Living Retired — ‘Air New Zealand Throws Its Weight Around’

Living Retired — ‘Air New Zealand Throws Its Weight Around’

Living Retired — ‘Air New Zealand Throws Its Weight Around’

By Gary Chalk.

Houston, we have a problem.

No, make that Christchurch New Zealand, we have a problem.

Okay for that matter, Jan, we have a problem!

It all began when I came across a news story online. The headline read ‘Air New Zealand to Weigh Passengers Before They Board the Airplane.’ As soon as I read the column, I knew I had to weigh-in on this pathetic proposed plane policy.

My summary of the tale of the tape is that New Zealand’s Civil Air Authority is asking Air New Zealand to experiment weighing passengers before they board the plane. If this sounds like a kick in your seat, it is! Here is how it would work…

At check-in you pop a hernia heaving your baggage up onto the scale. Then, in excruciating pain you have to flop your personal baggage (you know what I mean!) onto the scale.

It is one thing to have to strip down to go through airport security to get on a plane, but now also get weighed? Next it will be a personal pat-down? Oh, sorry they already do this.

According to authorities, the passenger weight survey is ‘a way to gather data on the weight load and distribution for planes.’ I can’t help but think the New Zealand Civil Air authority has bit off more than they can chew.

Here’s some food for thought. Imagine waiting in the airport departure lounge to board the plane…

Paging passenger A. Pfattass; to repeat, passenger A. Pfattass. To board the plane please go to Heavy Cargo Container Terminal 4. Repeat. Passenger A. Pfattass to board the plane please proceed to Heavy Cargo Container Terminal 4. Enjoy your flight.”

Being retired means Jan and I can travel more. So, I thought I would get her reaction.

“Jan, I found a terrific deal on New Zealand Air flights.”

“Gary, I have always wanted to visit Christchurch and do a wine-tasting in the Marlborough region in New Zealand. Let’s book our flights right now.”

“Jan, there is one small catch though. When you check-in you have to remove your shoes, unload your pockets, and place everything along with your iPhone and iPad in a tray; then stand in the X-Ray machine with your arms over your head. Now, in addition to all this you also have to get weighed.”

“Gary, why would you say getting weighed before you can board the plane is a ‘small catch?’ Call it what it is: A friggin’ deal breaker! Full stop!”

“But Jan, if it’s a really good seat sale, isn’t it worth the weight?”

It is not as if Jan and I aren’t accustomed to getting weighed. We are enrolled in a weight loss challenge, which means we step on the bathroom scale first thing Friday mornings. So, I asked Jan what the difference is.

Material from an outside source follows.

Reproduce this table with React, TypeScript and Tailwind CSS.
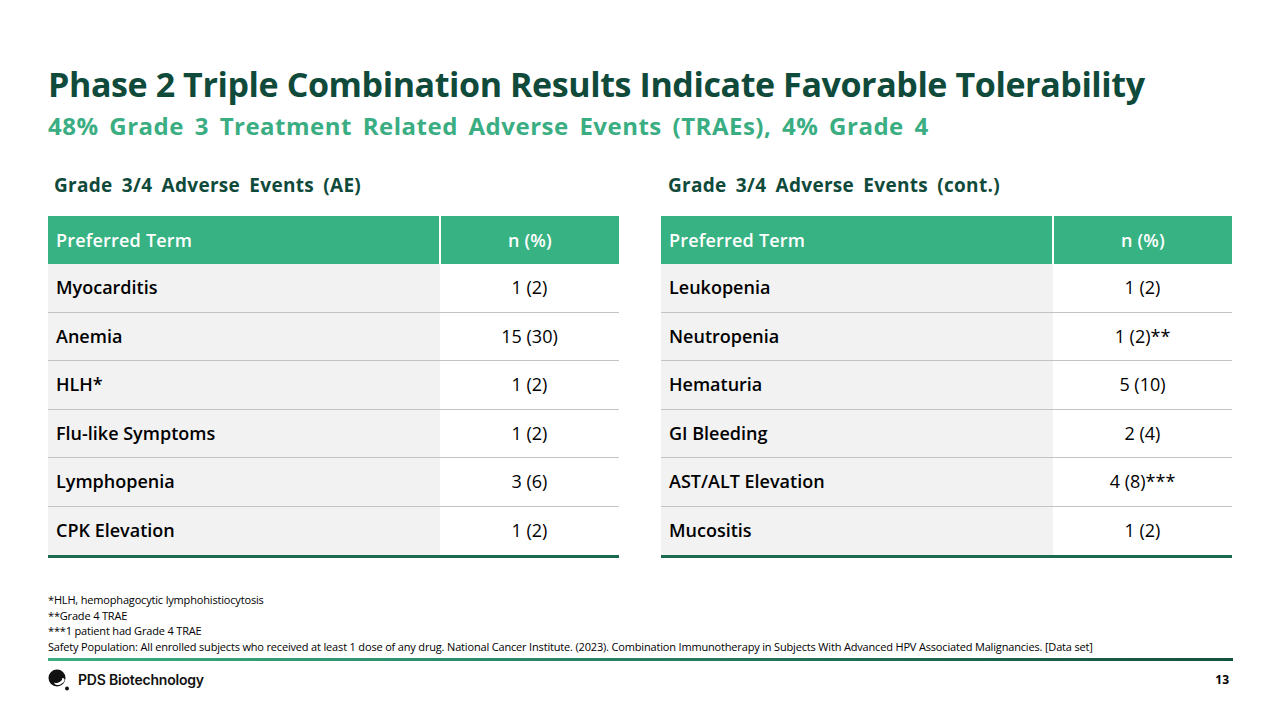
import React from "react";

const left = [
  ["Myocarditis", "1 (2)"],
  ["Anemia", "15 (30)"],
  ["HLH*", "1 (2)"],
  ["Flu-like Symptoms", "1 (2)"],
  ["Lymphopenia", "3 (6)"],
  ["CPK Elevation", "1 (2)"],
];
const right = [
  ["Leukopenia", "1 (2)"],
  ["Neutropenia", "1 (2)**"],
  ["Hematuria", "5 (10)"],
  ["GI Bleeding", "2 (4)"],
  ["AST/ALT Elevation", "4 (8)***"],
  ["Mucositis", "1 (2)"],
];

function Table({ title, rows, titleIndent }: { title: string; rows: string[][]; titleIndent: string }) {
  return (
    <div className="flex flex-col w-[571px]">
      <div
        className={`h-[36px] flex items-center text-[19px] font-bold text-[#0f4a3a] tracking-[0.3px] ${titleIndent}`}
        style={{ wordSpacing: "4px" }}
      >
        {title}
      </div>
      <div className="h-[13px]" />
      <div className="flex h-[48px] bg-[#37b282] text-white text-[18px] font-semibold tracking-[0.2px]">
        <div className="w-[391px] flex items-center pl-[8px]">Preferred Term</div>
        <div className="w-[2px] bg-white" />
        <div className="flex-1 flex items-center justify-center">n (%)</div>
      </div>
      {rows.map(([a, b], i) => (
        <div
          key={a}
          className={`flex h-[48.5px] text-[18px] text-black ${i < rows.length - 1 ? "border-b border-[#c4c4c4]" : ""}`}
        >
          <div className="w-[392px] bg-[#f2f2f2] flex items-center pl-[8px] font-semibold">{a}</div>
          <div className="flex-1 flex items-center justify-center">{b}</div>
        </div>
      ))}
      <div className="h-[3px] bg-[#1d6a53]" />
    </div>
  );
}

export default function App() {
  return (
    <div
      className="w-[1280px] h-[720px] bg-white relative overflow-hidden flex flex-col"
      style={{ fontFamily: '"Open Sans", "Noto Sans", sans-serif' }}
    >
      <div className="pl-[48px] pt-[61px]">
        <div className="text-[34px] leading-[46px] font-bold text-[#0f4a3a] tracking-[-0.4px]">
          Phase 2 Triple Combination Results Indicate Favorable Tolerability
        </div>
        <div
          className="mt-[4px] text-[24px] leading-[30px] font-bold text-[#3aae82] tracking-[0.5px]"
          style={{ wordSpacing: "4px" }}
        >
          48% Grade 3 Treatment Related Adverse Events (TRAEs), 4% Grade 4
        </div>
      </div>
      <div className="flex pl-[48px] gap-[42px] mt-[26px]">
        <Table title="Grade 3/4 Adverse Events (AE)" rows={left} titleIndent="pl-[6px]" />
        <Table title="Grade 3/4 Adverse Events (cont.)" rows={right} titleIndent="pl-[7px]" />
      </div>
      <div className="pl-[48px] mt-[34px] text-[11px] leading-[15.7px] text-black tracking-[-0.17px]">
        <div>*HLH, hemophagocytic lymphohistiocytosis</div>
        <div>**Grade 4 TRAE</div>
        <div>***1 patient had Grade 4 TRAE</div>
        <div>
          Safety Population: All enrolled subjects who received at least 1 dose of any drug. National Cancer Institute. (2023). Combination Immunotherapy in Subjects With Advanced HPV Associated Malignancies. [Data set]
        </div>
      </div>
      <div className="ml-[48px] w-[1185px] h-[3px] mt-[3px] bg-gradient-to-r from-[#3aae82] to-[#15513f]" />
      <div className="flex items-center justify-between pl-[48px] pr-[51px] mt-[8px] h-[22px]">
        <div className="flex items-center gap-[8px]">
          <svg width="22" height="22" viewBox="0 0 22 22" className="shrink-0">
            <circle cx="9" cy="9" r="8.5" fill="#111" />
            <ellipse cx="11.5" cy="12.5" rx="5.5" ry="3" transform="rotate(-25 11.5 12.5)" fill="#fff" />
            <ellipse cx="10" cy="11.2" rx="4.5" ry="2.2" transform="rotate(-25 10 11.2)" fill="#111" />
            <circle cx="19" cy="19.5" r="2" fill="#111" />
          </svg>
          <span className="text-[14px] font-semibold text-[#111] tracking-[-0.2px]" style={{ fontFamily: '"Inter", "Lato", sans-serif' }}>
            PDS Biotechnology
          </span>
        </div>
        <div className="text-[12px] font-bold text-black">13</div>
      </div>
    </div>
  );
}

“Gary, think about this for a moment. We aren’t getting weighed in public. We are in our bathroom. Before you get weighed you take your pyjamas off. Nobody is looking.”

“Jan, so you’re saying the airport security staff wouldn’t want to see me nude?”

“Gary, let’s just say they would realize that I married you for your money!”

The policy being proposed for Air New Zealand to weigh passengers before they board, takes flying to new heights and weights. And it brings a whole new meaning to excess baggage.